The Company has the requisite corporate power and authority
to enter into and to consummate the transactions contemplated by
each of the Transaction Documents, as applicable, and otherwise to
carry out its obligations thereunder. The execution, delivery
and performance of each of the Transaction Documents by the Company
and the consummation by the Company of the transactions
contemplated thereby has been duly authorized by all necessary
corporate action on the part of the Company and its shareholders
and no further corporate action is required by the Company or its
shareholders in connection therewith. Each Transaction
Document has been duly executed by the Company and, when delivered
in accordance with the terms hereof, will constitute the valid and
binding obligation of the Company, enforceable against the Company
in accordance with its terms, except (i) as rights to indemnity and
contribution may be limited by state or federal securities laws or
the public policy underlying such laws, (ii) as enforceability may
be limited by applicable bankruptcy, insolvency, reorganization,
moratorium or similar laws affecting creditors’ and
contracting parties’ rights generally and (iii) as
enforceability may be subject to general principles of equity
(regardless of whether such enforceability is considered in a
proceeding in equity or at law) (clauses (i)–(iii)

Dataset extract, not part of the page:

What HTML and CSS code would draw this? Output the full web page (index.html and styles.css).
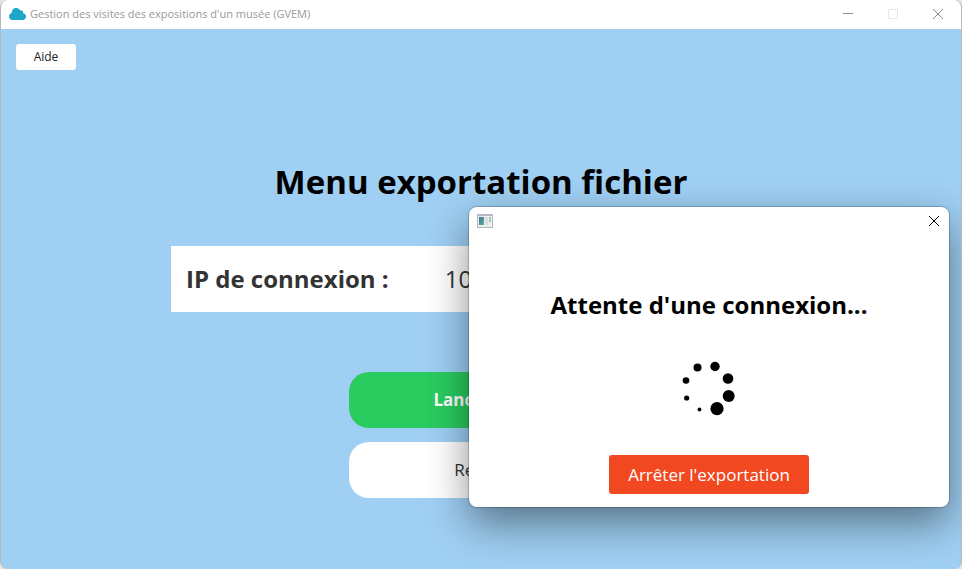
FILE: index.html
```html
<!DOCTYPE html>
<html lang="fr">
<head>
    <meta charset="UTF-8">
    <meta name="viewport" content="width=device-width, initial-scale=1.0">
    <title>Gestion des visites des expositions d'un musée (GVEM)</title>
    <link rel="stylesheet" href="styles.css">
</head>
<body>
    <div class="window">
        <header class="title-bar">
            <svg class="app-icon" width="17" height="12" viewBox="0 0 17 12">
                <path d="M4 12 C1.500 12 0 10.500 0 8.500 C0 6.700 1.200 5.400 2.700 5.100 C2.600 2.200 4.500 0 7.200 0 C9.200 0 10.500 1 11.200 2.400 C13.200 2 14.400 3.300 14.200 5.200 C15.900 5.500 17 6.800 17 8.500 C17 10.500 15.500 12 13.500 12 Z" fill="#1fa5c9"/>
            </svg>
            <span class="app-title">Gestion des visites des expositions d'un musée (GVEM)</span>
            <div class="window-controls">
                <button aria-label="Réduire">
                    <svg width="10" height="10" viewBox="0 0 10 10"><path d="M0 4.500 H10" stroke="#8c8c8c"/></svg>
                </button>
                <button aria-label="Agrandir" disabled>
                    <svg width="10" height="10" viewBox="0 0 10 10"><rect x="0.500" y="0.500" width="9" height="9" rx="0.500" fill="none" stroke="#e6e6e6"/></svg>
                </button>
                <button aria-label="Fermer">
                    <svg width="10" height="10" viewBox="0 0 10 10"><path d="M0 0 L10 10 M10 0 L0 10" stroke="#8c8c8c"/></svg>
                </button>
            </div>
        </header>

        <main class="content">
            <button class="help">Aide</button>
            <h1>Menu exportation fichier</h1>
            <div class="ip-box">
                <span class="ip-label">IP de connexion :</span>
                <span class="ip-value">10</span>
            </div>
            <div class="actions">
                <button class="action start">Lancement</button>
                <button class="action">Retour</button>
            </div>
        </main>

        <div class="dialog" role="dialog" aria-labelledby="dialog-title">
            <div class="dialog-bar">
                <svg width="16" height="14" viewBox="0 0 16 14">
                    <defs>
                        <linearGradient id="pane" x1="0" y1="0" x2="1" y2="1">
                            <stop offset="0" stop-color="#3f6fae"/>
                            <stop offset="1" stop-color="#5fb583"/>
                        </linearGradient>
                    </defs>
                    <rect x="0.500" y="0.500" width="15" height="13" fill="#eceeef" stroke="#b4b9be"/>
                    <path d="M0 1 H16" stroke="#b4bac2" stroke-width="2"/>
                    <rect x="2" y="3" width="5" height="8" fill="url(#pane)"/>
                    <rect x="8" y="3" width="3" height="8" fill="#dcdcdc"/>
                    <rect x="12" y="3" width="2" height="5" fill="#9ccbc3"/>
                </svg>
                <button class="dialog-close" aria-label="Fermer">
                    <svg width="10" height="10" viewBox="0 0 10 10"><path d="M0 0 L10 10 M10 0 L0 10" stroke="#000"/></svg>
                </button>
            </div>
            <h2 id="dialog-title">Attente d'une connexion...</h2>
            <svg class="spinner" width="54" height="56" viewBox="0 0 54 56">
                <circle cx="15.500" cy="6.500" r="4"/>
                <circle cx="33" cy="5.500" r="4.700"/>
                <circle cx="46" cy="17.500" r="5.300"/>
                <circle cx="46.700" cy="35" r="6"/>
                <circle cx="35" cy="47.700" r="6.600"/>
                <circle cx="17.500" cy="48.500" r="1.900"/>
                <circle cx="4.700" cy="37" r="2.600"/>
                <circle cx="4" cy="19.500" r="3.300"/>
            </svg>
            <button class="stop">Arrêter l'exportation</button>
        </div>
    </div>
</body>
</html>
```
FILE: styles.css
```css
* {
    box-sizing: border-box;
}

body {
    margin: 0;
    background-color: #e4e4e4;
    font-family: "Open Sans", "Noto Sans", sans-serif;
}

button {
    padding: 0;
    border: none;
    background: none;
    font-family: inherit;
    cursor: pointer;
}

svg {
    display: block;
}

.window {
    position: relative;
    display: flex;
    flex-direction: column;
    min-height: 100vh;
    border: solid #b8b8b8;
    border-width: 0 1px;
    border-radius: 8px;
    background-color: #9fcff3;
    overflow: hidden;
}

.title-bar {
    display: flex;
    align-items: center;
    height: 29px;
    padding: 0 18px 2px 8px;
    background-color: white;
}

.app-title {
    margin-left: 4px;
    font-size: 11px;
    color: #999;
}

.window-controls {
    display: flex;
    gap: 35px;
    margin-left: auto;
}

.content {
    display: flex;
    flex-direction: column;
    align-items: center;
    padding: 15px;
}

.help {
    align-self: flex-start;
    width: 60px;
    height: 26px;
    padding-bottom: 2px;
    border-radius: 3px;
    background-color: white;
    font-size: 12px;
    color: #222;
}

h1 {
    margin: 88px 0 40px;
    font-size: 33px;
    line-height: 48px;
    color: black;
}

.ip-box {
    display: flex;
    align-items: center;
    gap: 56px;
    width: 100%;
    max-width: 620px;
    height: 66px;
    padding: 0 15px 2px;
    background-color: white;
    font-size: 24px;
    color: #333;
}

.ip-label {
    font-weight: bold;
}

.actions {
    display: flex;
    flex-direction: column;
    gap: 14px;
    width: 264px;
    margin-top: 60px;
}

.action {
    height: 56px;
    padding-bottom: 2px;
    border-radius: 20px;
    background-color: white;
    font-size: 17px;
    color: #333;
}

.start {
    background-color: #2acb5f;
    font-weight: bold;
    color: white;
}

.dialog {
    position: absolute;
    top: 207px;
    right: 12px;
    display: flex;
    flex-direction: column;
    align-items: center;
    width: 480px;
    padding-bottom: 13px;
    border-radius: 8px;
    background-color: white;
    box-shadow: 0 0 1px 1px rgba(0, 0, 0, 0.2), 0 16px 42px rgba(0, 0, 0, 0.45);
}

.dialog-bar {
    display: flex;
    justify-content: space-between;
    align-items: center;
    align-self: stretch;
    height: 28px;
    padding: 0 10px 0 8px;
}

h2 {
    margin: 54px 0 40px;
    font-size: 24px;
    line-height: 32px;
    color: black;
}

.spinner {
    margin-bottom: 38px;
}

.stop {
    width: 200px;
    height: 39px;
    border-radius: 3px;
    background-color: #f24822;
    font-size: 17px;
    color: white;
}
```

collectively, the “ Enforceability Exceptions
”).
(d)
The Subscribed Securities and
Security Interests . The Subscribed Securities
have been duly authorized by the Company and, when duly executed,
authenticated, and delivered as provided therein and paid for as
provided herein, will be duly and validly issued and will
constitute valid and binding obligations of the Company enforceable
against the Company in accordance with their terms, subject to the
Enforceability Exceptions, and holders of the Subscribed Securities
will be entitled to the benefits therein. The Guarantee and
Pledge Agreement has been duly executed by the Controlling
Stockholder and delivered as provided therein will be valid and
binding obligations of the Controlling Stockholder, enforceable
against the Controlling Stockholder in accordance with its terms,
subject to the Enforceability Exceptions, and holders of the
Subscribed Securities will be entitled to the benefits
thereof.
(e)
No Conflicts . The execution, delivery and
performance of each of the Transaction Documents by the Company or
the Controlling Stockholder, as applicable, to which it is party
and the consummation by the Company or the Controlling Stockholder,
as applicable, of the transactions contemplated thereby, including
the issuance, sale and/or reservation of the Securities and grant
of the Security Interests, as applicable, do not and will not (i)

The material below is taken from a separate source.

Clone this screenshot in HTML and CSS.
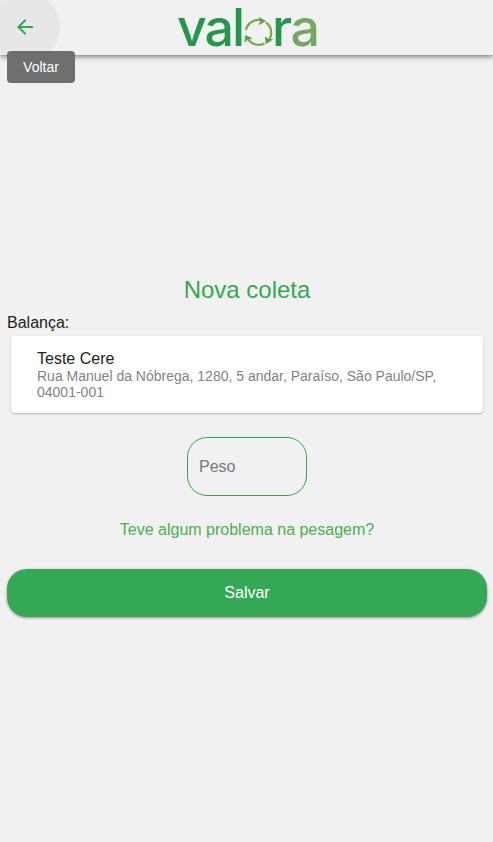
FILE: index.html
```html
<!DOCTYPE html>
<html lang="pt-BR">
<head>
  <meta charset="UTF-8" />
  <meta name="viewport" content="width=device-width, initial-scale=1" />
  <title>Valora - Nova coleta</title>
  <link rel="stylesheet" href="styles.css">
</head>
<body>

  <header class="toolbar">
    <button class="back-button" aria-label="Voltar">
      <svg width="24" height="24" viewBox="0 0 24 24">
        <path d="M20 11H7.83l5.59-5.59L12 4l-8 8 8 8 1.41-1.41L7.83 13H20v-2z" />
      </svg>
    </button>
    <svg class="logo" width="144" height="55" viewBox="0 0 144 55">
      <text class="logo-dark" x="1" y="46" textLength="68" lengthAdjust="spacing">val</text>
      <g class="logo-cycle">
        <path d="M70 30A12.500 12.500 0 0 1 86 20.500" />
        <path d="M90 22.500A12.500 12.500 0 0 1 92 41" />
        <path d="M88.500 43.500A12.500 12.500 0 0 1 71.500 38" />
      </g>
      <g class="logo-tips">
        <path d="M83 17.500l6.500 3.500-6.500 3.500 2-3.500z" />
        <path d="M96.500 39.500l-6.500 4-.500-6.500 2.800 2.500z" />
        <path d="M69 42l.500-6.500 6.500 3-4 .200z" />
      </g>
      <text class="logo-dark" x="96" y="46">r</text>
      <text class="logo-light" x="114.500" y="46">a</text>
    </svg>
  </header>
  <div class="tooltip">Voltar</div>

  <main class="content">
    <h1>Nova coleta</h1>
    <label class="scale-label">Balança:</label>
    <div class="card">
      <div class="card-title">Teste Cere</div>
      <div class="card-address">Rua Manuel da Nóbrega, 1280, 5 andar, Paraíso, São Paulo/SP, 04001-001</div>
    </div>
    <input class="weight" type="text" placeholder="Peso" />
    <a class="problem-link">Teve algum problema na pesagem?</a>
    <button class="save-button">Salvar</button>
  </main>

</body>
</html>
```
FILE: styles.css
```css
body {
  margin: 0;
  min-height: 842px;
  background-color: #f1f1f1;
  font-family: "Liberation Sans", Arial, sans-serif;
  color: #222;
}
.toolbar {
  position: relative;
  display: flex;
  justify-content: center;
  height: 55px;
  box-shadow: 0 1px 6px rgba(0, 0, 0, 0.6);
  background-color: #f1f1f1;
}
.back-button {
  position: absolute;
  top: 0;
  left: 0;
  width: 60px;
  height: 55px;
  padding: 0 0 2px 13px;
  border: none;
  background: radial-gradient(circle at 25px 27px, #e7e7e7 34.5px, transparent 35.5px);
  text-align: left;
}
.back-button svg {
  display: block;
  fill: #34a853;
}
.logo {
  overflow: visible;
  margin-left: 3px;
  font-family: Inter, sans-serif;
  font-size: 52px;
  font-weight: 500;
}
.logo-dark {
  fill: #279550;
}
.logo-light {
  fill: #75a663;
}
.logo-cycle {
  fill: none;
  stroke: #77a955;
  stroke-width: 2.2;
}
.logo-tips {
  fill: #5b9e49;
  stroke: #5b9e49;
  stroke-width: 0.8;
}
.tooltip {
  position: absolute;
  top: 51px;
  left: 7px;
  width: 68px;
  height: 32px;
  border-radius: 4px;
  background-color: #6e6e6e;
  color: white;
  font-size: 14px;
  line-height: 32px;
  text-align: center;
}
.content {
  display: flex;
  flex-direction: column;
  padding: 219px 6px 0 7px;
}
h1 {
  margin: 0;
  color: #34a853;
  font-size: 24px;
  font-weight: normal;
  line-height: 32px;
  text-align: center;
}
.scale-label {
  margin-top: 7px;
  font-size: 16px;
  line-height: 20px;
}
.card {
  box-sizing: border-box;
  height: 77px;
  margin: 3px 4px 0;
  padding: 13px 26px;
  border-radius: 4px;
  background-color: white;
  box-shadow: 0 1px 2px rgba(0, 0, 0, 0.25);
}
.card-title {
  height: 19px;
  font-size: 16px;
  line-height: 20px;
}
.card-address {
  color: #828282;
  font-size: 14px;
  line-height: 16px;
}
.weight {
  align-self: center;
  box-sizing: border-box;
  width: 120px;
  height: 59px;
  margin-top: 24px;
  padding: 0 11px;
  border: 1px solid #34a853;
  border-radius: 20px;
  background: transparent;
  font-family: inherit;
  font-size: 16px;
}
.weight::placeholder {
  color: #777;
}
.problem-link {
  margin-top: 24px;
  color: #4caf50;
  font-size: 16px;
  line-height: 20px;
  text-align: center;
}
.save-button {
  height: 48px;
  margin-top: 28.5px;
  border: none;
  border-radius: 20px;
  background-color: #34a853;
  box-shadow: 0 1px 3px rgba(0, 0, 0, 0.4);
  color: white;
  font-family: inherit;
  font-size: 16px;
}
```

conflict with or violate any provision of the Company’s or
any Subsidiary’s certificate of incorporation, bylaws or
other organizational or charter documents, or (ii) conflict with,
or constitute a default (or an event that with notice or lapse of
time or both would become a default) under, or give to others any
rights of termination, amendment, acceleration or cancellation
(with or without notice, lapse of time or both) of, any agreement,
credit facility, debt or other instrument or other understanding to
which the Company or any Subsidiary is a party or by which any
property or asset of the Company or any Subsidiary is bound or
affected, or (iii) result in a violation of any law, rule,
regulation, order, judgment, injunction, decree or other
restriction of any court or governmental authority to which the
Company or a Subsidiary is subject (including federal and state
securities laws and regulations), or by which any property or asset
of the Company or a Subsidiary is bound or affected; except in the
case of clauses (ii) and (iii), such as could not, individually or
in the aggregate, have or reasonably be expected to result in a
Material Adverse Effect.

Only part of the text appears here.